Desde que entró en vigencia del Decreto Ley 701 de Fomento Forestal, en 1974 y hasta que se “extinguió” en 2018, ese sector registró la mayor expansión de su historia, transformándose en el principal motor económico de las regiones de Biobío y Ñuble, aunque no necesariamente la riqueza que genera se ha quedado en los territorios y beneficiado a la gente que los habita.
Como contraparte, el abandono que ha sufrido el sector agrícola, por parte de todos los gobiernos, desde la dictadura cívico-militar en adelante, obligó a pequeños y medianos empresarios a competir en un escenario caracterizado por el ingreso de productos importados subvencionados por otros Estados, por el incremento del precio de los insumos y la mano de obra, por las rigideces de la legislación laboral y por las fluctuaciones del tipo de cambio, aspecto que ha tenido una fuerte influencia durante la última década.
Es así como la agricultura tradicional ha perdido terreno y hoy ya no logramos cubrir la demanda interna por algunos productos, como el trigo, maíz, arroz y las legumbres. La excepción en este complejo panorama la constituyen los productores y exportadores de frutas. Según el Censo Agropecuario 2021, lo mismo que el Catastro Frutícola 2022, el aumento de la superficie de frutales en Ñuble alcanzó las 19.221 hectáreas y representa un incremento de 35% respecto al catastro anterior, realizado en 2019 y de 76% en comparación a 1997.
En esta suerte de competencia por el uso del suelo y después de los acuerdos comerciales internacionales que suscribió nuestro país a fines de los 90 y que lo obligaron a renunciar a medidas de protección de su agricultura, la actividad forestal, dada su buena salud y altos retornos, resultó para muchos ser un mejor negocio. De hecho, en los últimos 30 años, la renta forestal llegó a ser cuatro y hasta cinco veces más alta que la renta agrícola por hectárea. Eso -bien lo sabemos- tuvo como consecuencia un aumento explosivo de la superficie de plantaciones y una permanente disminución de las hectáreas destinadas al agro.
El dispar desarrollo y dinamismo de estas dos actividades no puede ser explicado por el mero argumento de la ley de mercado, puesto que durante 40 años existió una enorme asimetría en términos de incentivos estatales, pues si bien hubo una política de fomento al riego y varios programas de apoyo a los pequeños agricultores, no se puede comparar el efecto del DL 701 en el rubro forestal con los resultados que tuvo el Indap en el mismo periodo, por mencionar un ejemplo.
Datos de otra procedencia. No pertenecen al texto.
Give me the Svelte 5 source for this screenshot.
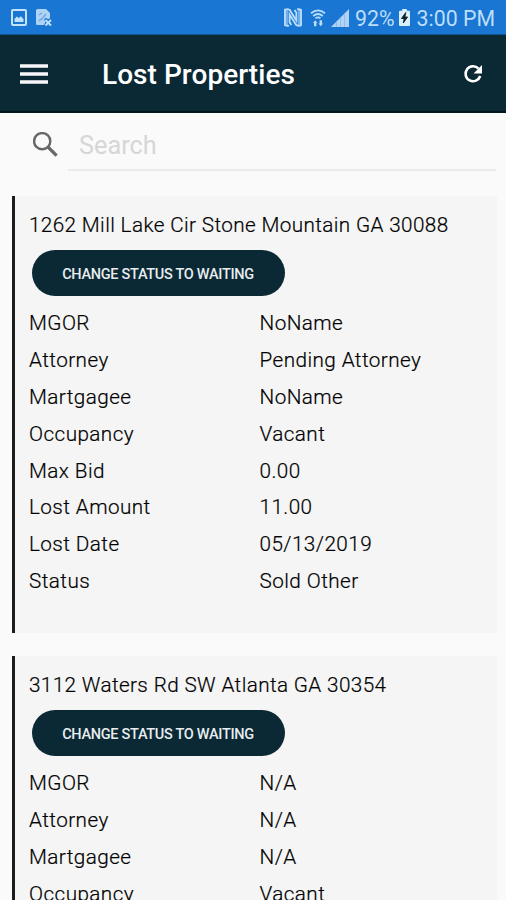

En ese sentido, conviene analizar la idea propuesta por varios economistas agrarios y agrupaciones de agricultores, quienes plantean que debiese legislarse para aprobar un decreto que entregue un subsidio similar a los propietarios agrícolas, de manera que el desafío de ser potencia agroalimentaria no recaiga solo en las grandes empresas del sector, sino que sea una meta común, donde todos los actores puedan ser parte y, a la vez, obtener un beneficio.
No se trata de introducir distorsiones a los precios ni de validar el dumping, tampoco de subvencionar negocios que no son competitivos; sino que de fortalecer un sector clave de la economía nacional y regional que requiere con urgencia un impulso.